Returning to the entropy setting, the analogue

$\displaystyle H( V ) \leq H( V | Z ) + H(V | W ) + I(Z:W)$

of (3) is true (exercise!), but the analogue

$\displaystyle I(X:Y) \leq I(X:Y|Z) + I(X:Y|W) + I(Z:W) \ \ \ \ \ (4)$

of Ingleton’s inequality is false in general. Again, this is easiest to see when all the terms on the right-hand side vanish; then ${X,Y}$ are conditionally independent relative to ${Z}$ , and relative to ${W}$ , and ${Z}$ and ${W}$ are independent, and the claim (4) would then be asserting that ${X}$ and ${Y}$ are independent.
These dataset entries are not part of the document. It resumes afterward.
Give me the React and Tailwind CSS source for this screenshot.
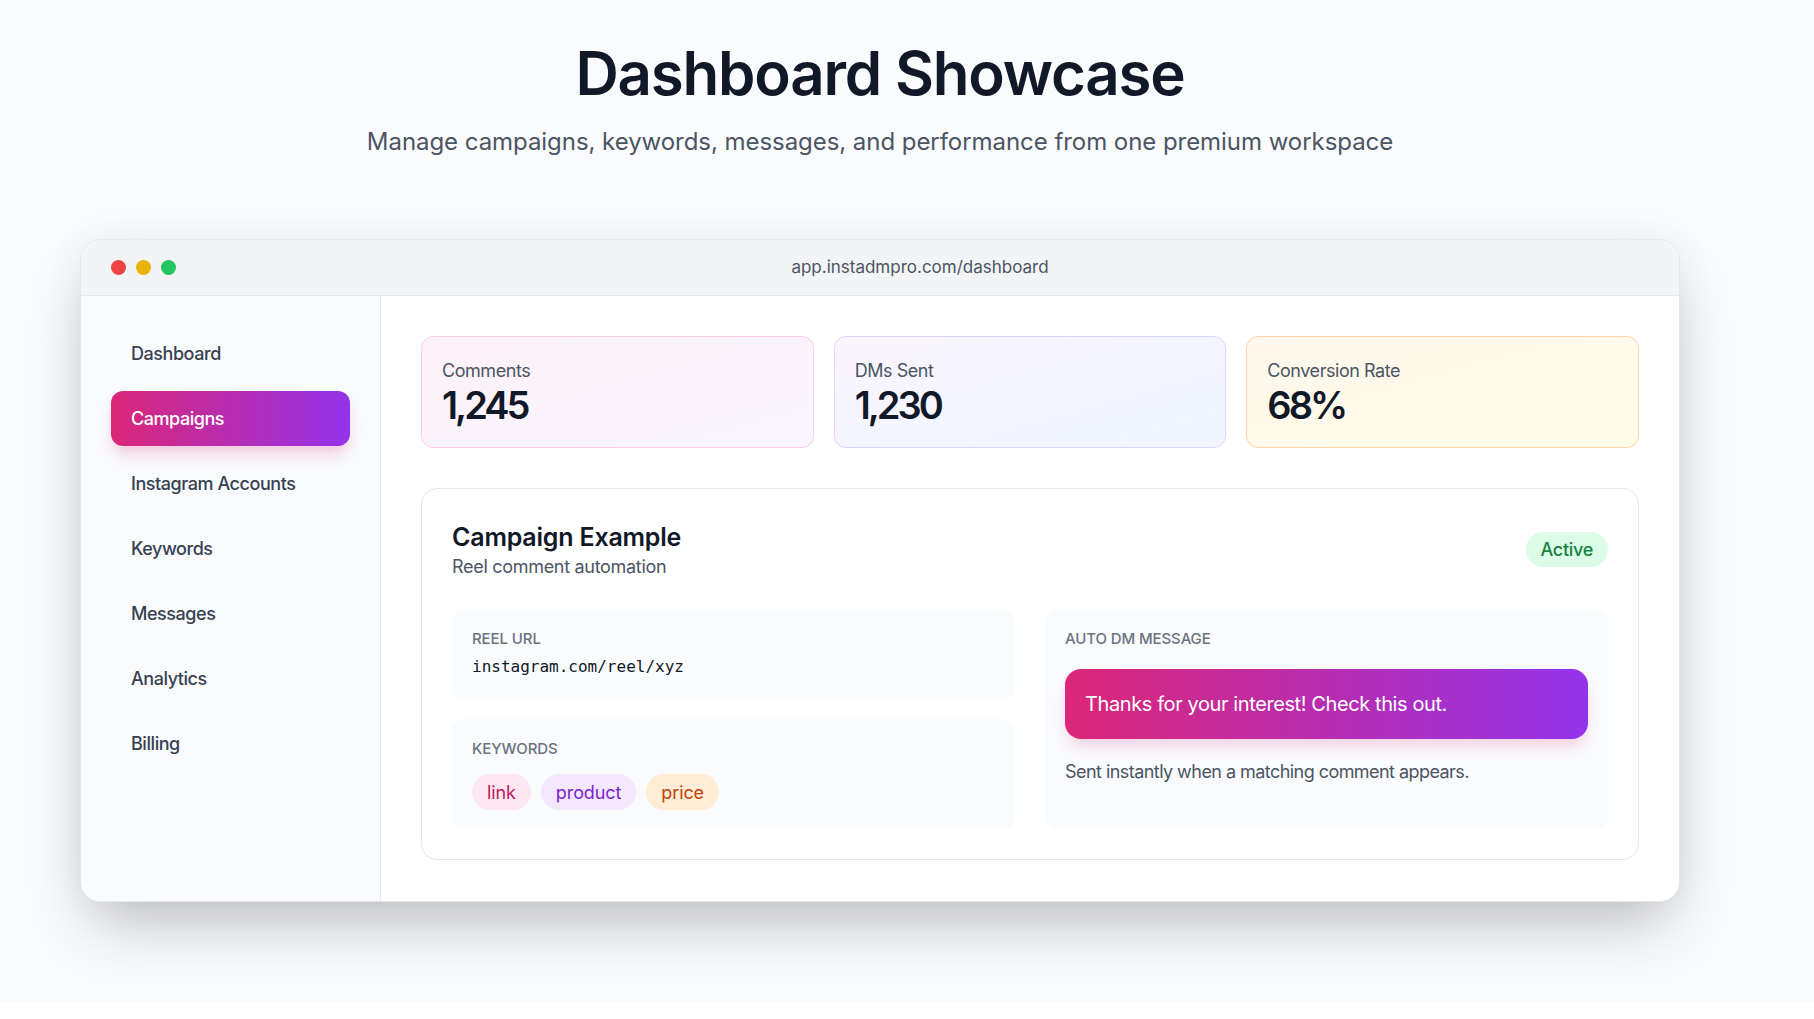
const navItems = ['Dashboard', 'Campaigns', 'Instagram Accounts', 'Keywords', 'Messages', 'Analytics', 'Billing'];

const stats = [
  { label: 'Comments', value: '1,245', box: 'border-[#fbcfe8] bg-linear-to-br/srgb from-[#fdf2f8] to-[#faf5ff]' },
  { label: 'DMs Sent', value: '1,230', box: 'border-[#ddd6fe] bg-linear-to-br/srgb from-[#faf5ff] to-[#eff6ff]' },
  { label: 'Conversion Rate', value: '68%', box: 'border-[#fed7aa] bg-linear-to-br/srgb from-[#fff7ed] to-[#fefce8]' },
];

const keywords = [
  { text: 'link', box: 'bg-[#fce7f3] text-[#be185d]' },
  { text: 'product', box: 'bg-[#f3e8ff] text-[#7e22ce]' },
  { text: 'price', box: 'bg-[#ffedd5] text-[#c2410c]' },
];

function Label({ children }) {
  return <p className="text-[15px] leading-5 font-medium tracking-[-0.1px] text-[#6b7280]">{children}</p>;
}

export default function App() {
  return (
    <div className="min-h-[1019px] bg-white font-['Inter',sans-serif] text-[#111827]">
      <div className="h-[1002px] bg-[#fafbfd] overflow-hidden">
        <header className="pt-[36px] text-center pr-[54px]">
          <h1 className="text-[60px] leading-[75px] font-semibold tracking-[-1.2px]">Dashboard Showcase</h1>
          <p className="mt-[15px] text-[24px] leading-8 tracking-[-0.05px] text-[#4b5563]">
            Manage campaigns, keywords, messages, and performance from one premium workspace
          </p>
        </header>

        <div className="mt-[81px] ml-[80px] w-[1600px] h-[663px] flex flex-col overflow-hidden rounded-[20px] border border-[#e5e7eb] bg-white shadow-[0_32px_64px_-12px_rgba(0,0,0,0.24),0_0_40px_rgba(0,0,0,0.05)]">
          <div className="h-[56px] shrink-0 flex items-center gap-[10px] px-[30px] border-b border-[#e5e7eb] bg-[#f3f4f6]">
            <span className="w-[15px] h-[15px] rounded-full bg-[#ef4444]" />
            <span className="w-[15px] h-[15px] rounded-full bg-[#eab308]" />
            <span className="w-[15px] h-[15px] rounded-full bg-[#22c55e]" />
            <span className="flex-1 ml-[5px] pt-[1px] text-center text-[17px] tracking-[0px] text-[#4b5563]">app.instadmpro.com/dashboard</span>
          </div>

          <div className="flex flex-1 min-h-0">
            <aside className="w-[300px] shrink-0 border-r border-[#e5e7eb] bg-[#fafbfd] pt-[30px] px-[30px] flex flex-col gap-[10px]">
              {navItems.map((item) => (
                <div
                  key={item}
                  className={
                    item === 'Campaigns'
                      ? 'h-[55px] flex items-center px-5 rounded-xl text-[18px] font-medium tracking-[-0.45px] text-white bg-linear-to-r/srgb from-[#db2777] to-[#9333ea] shadow-[0_10px_15px_-3px_rgba(219,39,119,0.25)]'
                      : 'h-[55px] flex items-center px-5 rounded-xl text-[18px] font-medium tracking-[-0.45px] text-[#374151]'
                  }
                >
                  {item}
                </div>
              ))}
            </aside>

            <main className="flex-1 min-w-0 p-10">
              <div className="grid grid-cols-3 gap-5">
                {stats.map((s) => (
                  <div key={s.label} className={`h-[112px] rounded-xl border px-5 pt-[22px] ${s.box}`}>
                    <p className="text-[18px] leading-6 tracking-[-0.45px] text-[#4b5563]">{s.label}</p>
                    <p className="text-[38px] leading-[44px] font-semibold tracking-[-3px]">{s.value}</p>
                  </div>
                ))}
              </div>

              <section className="mt-10 h-[372px] rounded-2xl border border-[#e5e7eb] bg-white px-[30px] pt-[32px]">
                <div className="flex items-start justify-between">
                  <div>
                    <h2 className="text-[25px] leading-8 font-semibold tracking-[-0.2px]">Campaign Example</h2>
                    <p className="mt-[2px] text-[18px] leading-6 tracking-[-0.3px] text-[#4b5563]">Reel comment automation</p>
                  </div>
                  <span className="mt-[11px] h-[35px] flex items-center px-[15px] rounded-full bg-[#dcfce7] text-[18px] font-medium tracking-[-0.3px] text-[#15803d]">Active</span>
                </div>

                <div className="mt-[30px] grid grid-cols-2 gap-[30px]">
                  <div className="flex flex-col gap-[20px]">
                    <div className="h-[90px] rounded-xl bg-[#fafbfd] px-5 pt-5">
                      <Label>REEL URL</Label>
                      <p className="mt-[6px] font-['DejaVu_Sans_Mono',monospace] text-[16px] leading-6 text-[#111827]">instagram.com/reel/xyz</p>
                    </div>
                    <div className="h-[110px] rounded-xl bg-[#fafbfd] px-5 pt-5">
                      <Label>KEYWORDS</Label>
                      <div className="mt-[15px] flex gap-[10px]">
                        {keywords.map((k) => (
                          <span key={k.text} className={`h-[36px] flex items-center px-[15px] rounded-full text-[18px] tracking-[-0.1px] ${k.box}`}>{k.text}</span>
                        ))}
                      </div>
                    </div>
                  </div>

                  <div className="rounded-xl bg-[#fafbfd] px-5 pt-5">
                    <Label>AUTO DM MESSAGE</Label>
                    <div className="mt-[20px] h-[70px] flex items-center px-5 rounded-2xl bg-linear-to-r/srgb from-[#db2777] to-[#9333ea] text-[20px] tracking-[-0.4px] text-white shadow-[0_10px_15px_-3px_rgba(219,39,119,0.2)]">
                      Thanks for your interest! Check this out.
                    </div>
                    <p className="mt-[21px] text-[18px] leading-6 tracking-[-0.55px] text-[#4b5563]">Sent instantly when a matching comment appears.</p>
                  </div>
                </div>
              </section>
            </main>
          </div>
        </div>
      </div>
    </div>
  );
}
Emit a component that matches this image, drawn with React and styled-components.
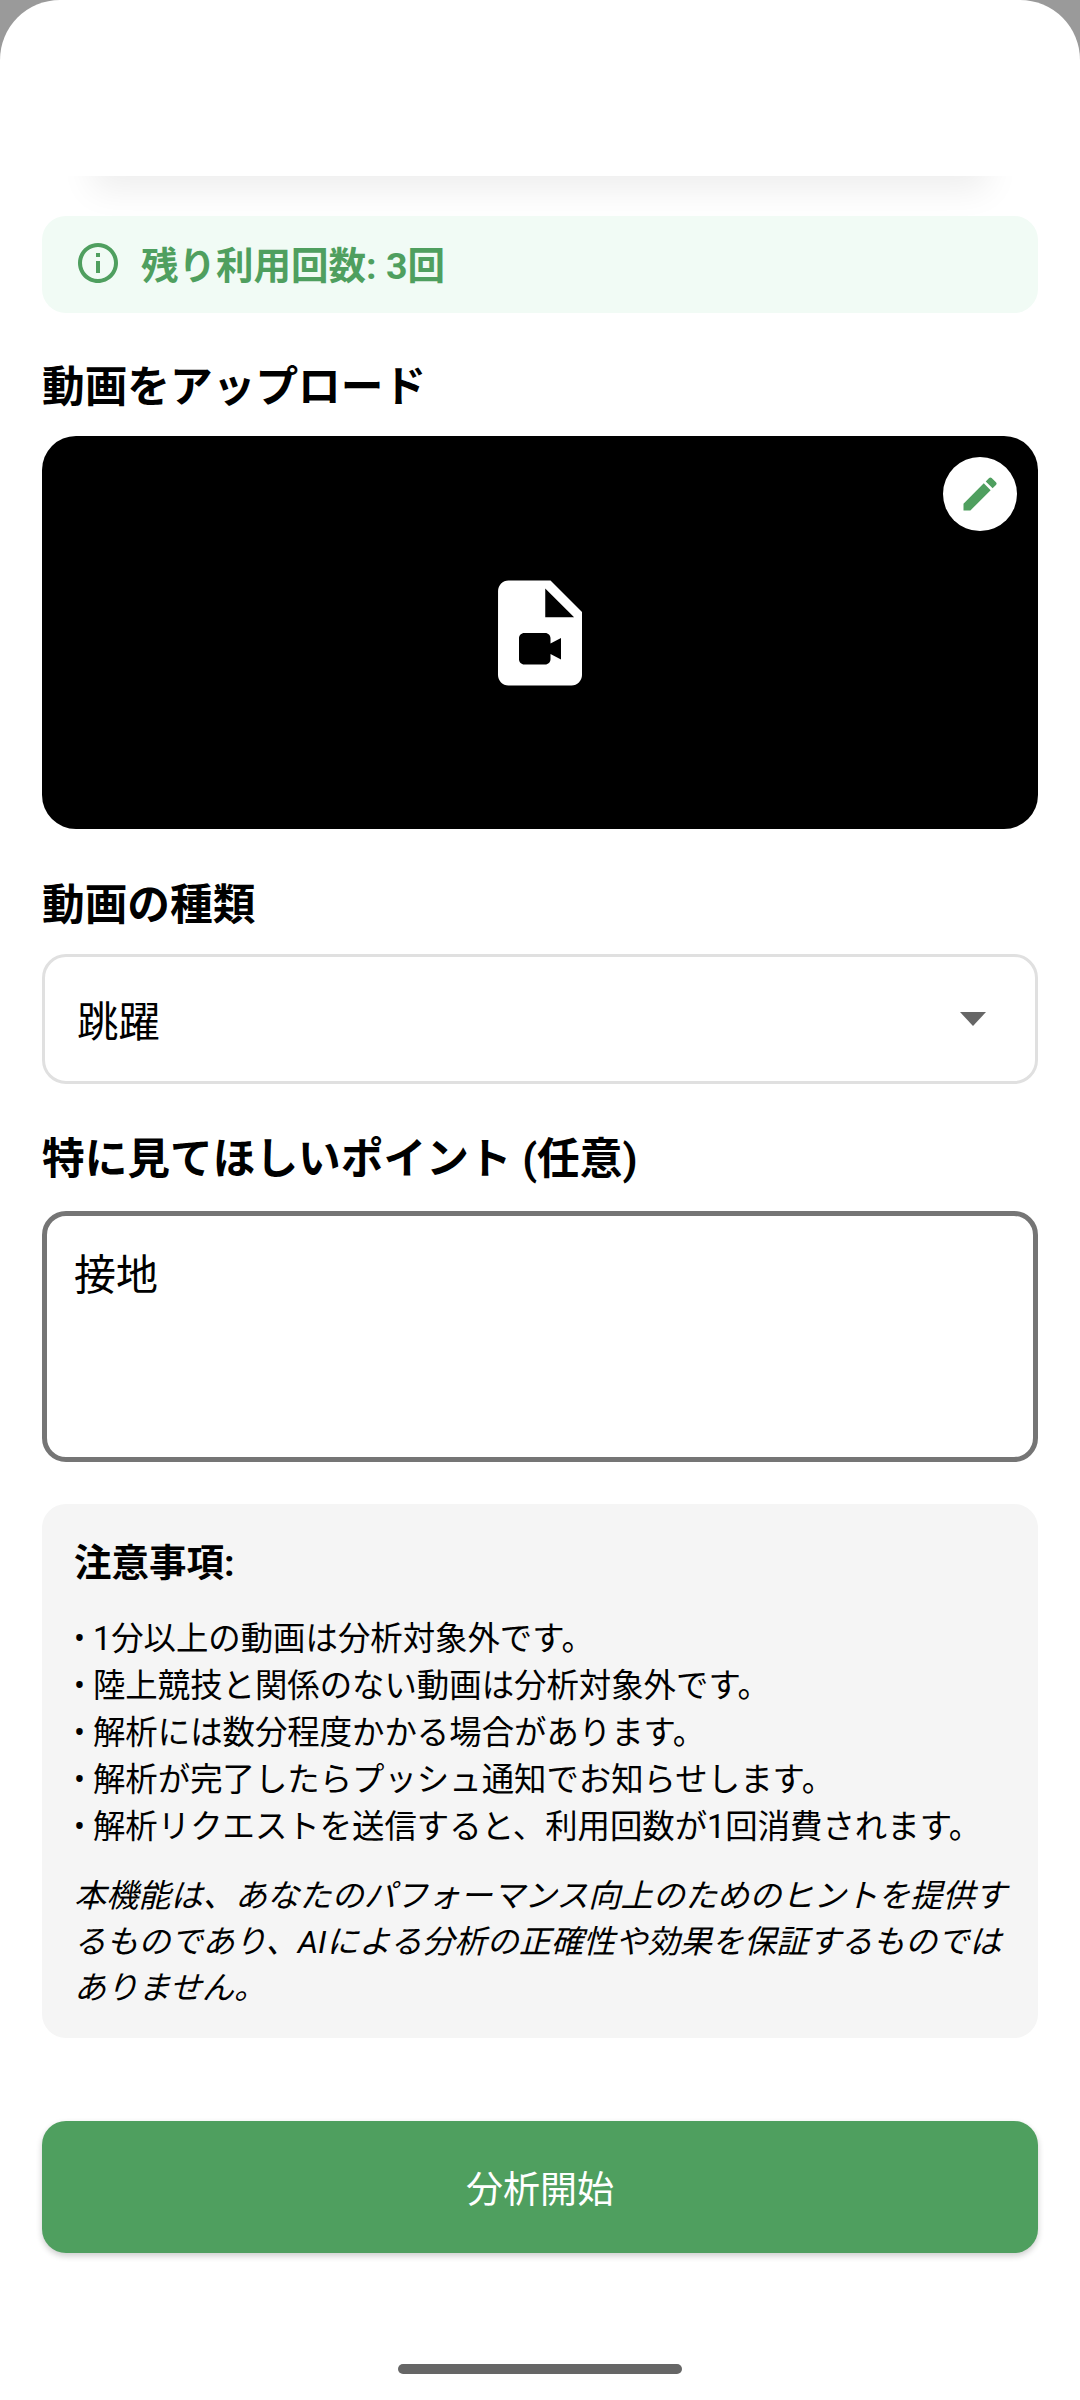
import styled, { createGlobalStyle } from "styled-components";

const GlobalStyle = createGlobalStyle`
  html, body {
    margin: 0;
    padding: 0;
    background: #9a9a9a;
  }
  * {
    box-sizing: border-box;
  }
`;

const green = "#4f9f5f";

const Sheet = styled.div`
  width: 1080px;
  height: 2400px;
  background: #fff;
  border-radius: 60px 60px 0 0;
  overflow: hidden;
  display: flex;
  flex-direction: column;
  font-family: Roboto, "Noto Sans CJK JP", sans-serif;
  color: #000;
`;

const Header = styled.div`
  position: relative;
  height: 176px;
  flex-shrink: 0;

  /* soft shadow only below the header, narrower than the page */
  &::after {
    content: "";
    position: absolute;
    left: 92px;
    right: 92px;
    bottom: 0;
    height: 60px;
    background: #fff;
    box-shadow: 0 14px 34px rgba(0, 0, 0, 0.07);
    clip-path: inset(60px -70px -70px -70px);
  }
`;

const Content = styled.div`
  flex: 1;
  padding: 40px 42px 0;
  display: flex;
  flex-direction: column;
`;

const Banner = styled.div`
  height: 97px;
  flex-shrink: 0;
  display: flex;
  align-items: center;
  gap: 19px;
  padding: 0 0 4px 32px;
  background: #f1fbf5;
  border-radius: 24px;
  color: ${green};
  font-size: 37.5px;
  font-weight: 700;
`;

const Label = styled.div`
  height: 50px;
  line-height: 50px;
  font-size: 42.7px;
  font-weight: 700;
  white-space: nowrap;
  margin-top: ${(props) => props.$top}px;
  margin-bottom: ${(props) => props.$bottom}px;
`;

const VideoBox = styled.div`
  position: relative;
  height: 393px;
  flex-shrink: 0;
  background: #000;
  border-radius: 34px;
  display: flex;
  align-items: center;
  justify-content: center;
`;

const EditButton = styled.div`
  position: absolute;
  top: 21px;
  right: 21px;
  width: 74px;
  height: 74px;
  border-radius: 50%;
  background: #fff;
  display: flex;
  align-items: center;
  justify-content: center;
`;

const Select = styled.div`
  height: 130px;
  flex-shrink: 0;
  border: 3px solid #e0e0e0;
  border-radius: 24px;
  padding: 0 49px 0 32px;
  display: flex;
  align-items: center;
  justify-content: space-between;
  font-size: 41.5px;
`;

const Arrow = styled.div`
  width: 0;
  height: 0;
  border-left: 13px solid transparent;
  border-right: 13px solid transparent;
  border-top: 14px solid #666;
`;

const TextArea = styled.div`
  height: 251px;
  flex-shrink: 0;
  border: 5px solid #757575;
  border-radius: 24px;
  padding: 33px 27px;
  font-size: 42px;
  line-height: 54px;
`;

const Notice = styled.div`
  margin-top: 42px;
  height: 534px;
  flex-shrink: 0;
  background: #f5f5f5;
  border-radius: 24px;
  padding: 35px 24px 0 32px;
`;

const NoticeTitle = styled.div`
  font-size: 37.5px;
  font-weight: 700;
  line-height: 48px;
  margin-bottom: 29px;
`;

const NoticeList = styled.div`
  font-size: 32.4px;
  line-height: 47px;
  white-space: nowrap;
`;

const NoticeNote = styled.div`
  margin-top: 22px;
  font-size: 32.2px;
  line-height: 46px;
  font-style: italic;
`;

const StartButton = styled.div`
  margin-top: 83px;
  height: 132px;
  flex-shrink: 0;
  background: ${green};
  border-radius: 24px;
  color: #fff;
  font-size: 37px;
  display: flex;
  align-items: center;
  justify-content: center;
  box-shadow: 0 3px 6px rgba(0, 0, 0, 0.2);
`;

const HomeBar = styled.div`
  margin: 111px auto 0;
  width: 284px;
  height: 10px;
  flex-shrink: 0;
  border-radius: 5px;
  background: #666;
`;

const InfoIcon = () => (
  <svg width="48" height="48" viewBox="0 0 24 24" fill={green}>
    <path d="M11 7h2v2h-2zm0 4h2v6h-2zm1-9C6.48 2 2 6.48 2 12s4.48 10 10 10 10-4.48 10-10S17.52 2 12 2zm0 18c-4.41 0-8-3.59-8-8s3.59-8 8-8 8 3.59 8 8-3.59 8-8 8z" />
  </svg>
);

const EditIcon = () => (
  <svg width="44" height="44" viewBox="0 0 24 24" fill={green}>
    <path d="M3 17.25V21h3.75L17.81 9.94l-3.75-3.75L3 17.25zM20.71 7.04a1 1 0 0 0 0-1.41l-2.34-2.34a1 1 0 0 0-1.41 0l-1.83 1.83 3.75 3.75 1.83-1.83z" />
  </svg>
);

const VideoFileIcon = () => (
  <svg width="126" height="126" viewBox="0 0 24 24" fill="#fff">
    <path d="M14 2H6c-1.1 0-1.99.9-1.99 2L4 20c0 1.1.89 2 1.99 2H18c1.1 0 2-.9 2-2V8l-6-6zm-1 7V3.5L18.5 9H13zm1 5 2-1.06v4.12L14 16v1c0 .55-.45 1-1 1H9c-.55 0-1-.45-1-1v-4c0-.55.45-1 1-1h4c.55 0 1 .45 1 1v1z" />
  </svg>
);

const notes = [
  "• 1分以上の動画は分析対象外です。",
  "• 陸上競技と関係のない動画は分析対象外です。",
  "• 解析には数分程度かかる場合があります。",
  "• 解析が完了したらプッシュ通知でお知らせします。",
  "• 解析リクエストを送信すると、利用回数が1回消費されます。",
];

const App = () => {
  return (
    <>
      <GlobalStyle />
      <Sheet>
        <Header />
        <Content>
          <Banner>
            <InfoIcon />
            残り利用回数: 3回
          </Banner>

          <Label $top={49} $bottom={24}>動画をアップロード</Label>
          <VideoBox>
            <VideoFileIcon />
            <EditButton>
              <EditIcon />
            </EditButton>
          </VideoBox>

          <Label $top={51} $bottom={24}>動画の種類</Label>
          <Select>
            跳躍
            <Arrow />
          </Select>

          <Label $top={50} $bottom={27}>特に見てほしいポイント (任意)</Label>
          <TextArea>接地</TextArea>

          <Notice>
            <NoticeTitle>注意事項:</NoticeTitle>
            <NoticeList>
              {notes.map((n) => (
                <div key={n}>{n}</div>
              ))}
            </NoticeList>
            <NoticeNote>
              本機能は、あなたのパフォーマンス向上のためのヒントを提供するものであり、AIによる分析の正確性や効果を保証するものではありません。
            </NoticeNote>
          </Notice>

          <StartButton>分析開始</StartButton>
          <HomeBar />
        </Content>
      </Sheet>
    </>
  );
};

export default App;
While there is no linear counterexample to this statement, there are simple non-linear ones: for instance, one can take ${Z,W}$ to be independent uniform variables from ${\mathbf{F}_2}$ , and take ${X}$ and ${Y}$ to be (say) ${ZW}$ and ${(1-Z)(1-W)}$ respectively (thus ${X, Y}$ are the indicators of the events ${Z=W=1}$ and ${Z=W=0}$ respectively). Once one conditions on either ${Z}$ or ${W}$ , one of ${X,Y}$ has positive conditional entropy and the other has zero entropy, and so ${X, Y}$ are conditionally independent relative to either ${Z}$ or ${W}$ ; also, ${Z}$ or ${W}$ are independent of each other. But ${X}$ and ${Y}$ are not independent of each other (they cannot be simultaneously equal to ${1}$ ). Somehow, the feature of the linear algebra model that is not present in general is that in the linear algebra setting, every pair of subspaces ${U, V}$ has a well-defined intersection ${U \cap V}$ that is also a subspace, whereas for arbitrary random variables ${X, Y}$ , there does not necessarily exist the analogue of an intersection, namely a “common information” random variable ${V}$ that has the entropy of ${I(X:Y)}$ and is determined either by ${X}$ or by ${Y}$ .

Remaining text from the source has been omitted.